According to Chinese secondary sources, Muqi’s surname was thought to be Li.[3] The name "Muqi" was a hao 号 or pseudonym, and "Fachang" was, in fact, his formal name in the monastery system.[4]

Biography[edit]

Muqi was born in the 13th century, approximately around 1200-1210, toward the end of Southern Song Dynasty in China.[5] According to Dr. Aaron Rio, specific life details of Muqi are commonly unknown. However, the scholar stated that Muqi was initially from Sichuan, China. This fact is known from his signature, “The monk from Shu [Sichuan], Fachang, respectfully made this,” 蜀僧法常瑾制 on one of his most renowned paintings, Guanyin, Crane, and Gibbons.[6] Meanwhile, Muqi was identified as the disciple of the esteemed Chan master, Wuzhun Shifan 无准师范 (1177 - 1249), who was also from Sichuan. The apprenticeship was established at a temple in Mount Qingcheng in Sichuan.[7]

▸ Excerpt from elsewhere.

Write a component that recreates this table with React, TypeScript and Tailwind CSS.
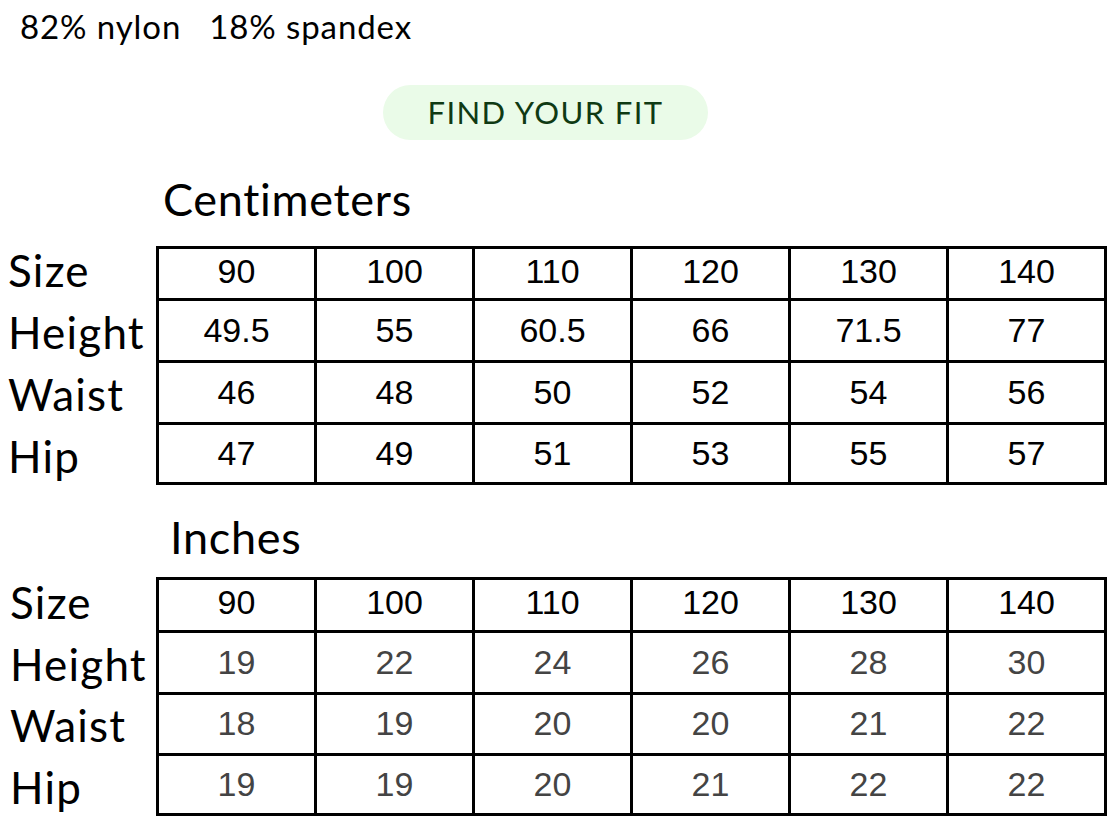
import React from "react";

const sizes = ["90", "100", "110", "120", "130", "140"];

type Row = { label: string; values: string[] };

const cmRows: Row[] = [
  { label: "Height", values: ["49.5", "55", "60.5", "66", "71.5", "77"] },
  { label: "Waist", values: ["46", "48", "50", "52", "54", "56"] },
  { label: "Hip", values: ["47", "49", "51", "53", "55", "57"] },
];

const inchRows: Row[] = [
  { label: "Height", values: ["19", "22", "24", "26", "28", "30"] },
  { label: "Waist", values: ["18", "19", "20", "20", "21", "22"] },
  { label: "Hip", values: ["19", "19", "20", "21", "22", "22"] },
];

function SizeTable({
  title,
  rows,
  heights,
  titleClass,
  labelPad,
  valueColor,
}: {
  title: string;
  rows: Row[];
  heights: string[];
  titleClass: string;
  labelPad: string;
  valueColor: string;
}) {
  const all: Row[] = [{ label: "Size", values: sizes }, ...rows];

  return (
    <section>
      <h2 className={`font-['Lato',sans-serif] text-[45px] font-normal leading-none tracking-[0.7px] ${titleClass}`}>
        {title}
      </h2>
      <div className="grid grid-cols-[156px_repeat(5,158px)_161px]">
        {all.map((row, r) => {
          const last = r === all.length - 1;
          return (
            <React.Fragment key={row.label}>
              <div
                className={`flex items-end whitespace-nowrap font-['Lato',sans-serif] text-[44px] leading-none tracking-[1.2px] text-black ${heights[r]} ${labelPad} ${last ? "pb-[7px]" : "pb-[6px]"}`}
              >
                {row.label}
              </div>
              {row.values.map((v, c) => (
                <div
                  key={c}
                  className={`flex items-center justify-center border-l-[3px] border-t-[3px] border-black font-['Liberation_Sans',Arial,sans-serif] text-[34px] leading-none ${heights[r]} ${c === 5 ? "border-r-[3px]" : ""} ${last ? "border-b-[3px]" : ""} ${r === 0 ? "pb-[6px] text-black" : `pb-[2px] ${valueColor}`}`}
                >
                  {v}
                </div>
              ))}
            </React.Fragment>
          );
        })}
      </div>
    </section>
  );
}

export default function App() {
  return (
    <div className="h-[816px] w-[1117px] overflow-hidden bg-white text-black">
      <p className="pl-[20px] pt-[10px] font-['Lato',sans-serif] text-[33px] leading-none tracking-[0.9px]">
        82% nylon<span className="ml-[28px]">18% spandex</span>
      </p>

      <div className="ml-[383px] mt-[42px] flex h-[55px] w-[325px] items-center justify-center rounded-full bg-[#eafbe8]">
        <span className="font-['Lato',sans-serif] text-[31px] leading-none tracking-[1.4px] text-[#0f3a13]">
          FIND YOUR FIT
        </span>
      </div>

      <SizeTable
        title="Centimeters"
        rows={cmRows}
        heights={["h-[52px]", "h-[62px]", "h-[62px]", "h-[63px]"]}
        titleClass="mb-[24px] mt-[37px] pl-[163px]"
        labelPad="pl-[8px]"
        valueColor="text-black"
      />

      <SizeTable
        title="Inches"
        rows={inchRows}
        heights={["h-[53px]", "h-[62px]", "h-[61px]", "h-[63px]"]}
        titleClass="mb-[17px] mt-[30px] pl-[170px]"
        labelPad="pl-[10px]"
        valueColor="text-[#444444]"
      />
    </div>
  );
}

After starting his early life as a monk in the monastery in Sichuan, Muqi later moved to the capital city of Southern Song Dynasty, Hangzhou. He was actively involved in monastery events, including the reformation of the Liutong Temple near the West Lake area.[8] Although Muqi was often associated with Liutong Temple, no primary sources have been found to support the specific monastery Muqi once lived. Nevertheless, Muqi’s memorial portrait was placed on Changxiang Lane where the Liutong Temple was located and prospered. According to the tradition of storing the monk’s memorial portrait at the temple of his closest association, Liutong Temple, therefore, became closely related to Muqi. There is no known exact date of death but Muqi’s was thought to have passed away during some time during the Zhiyuan era from 1264 to 1294.[9]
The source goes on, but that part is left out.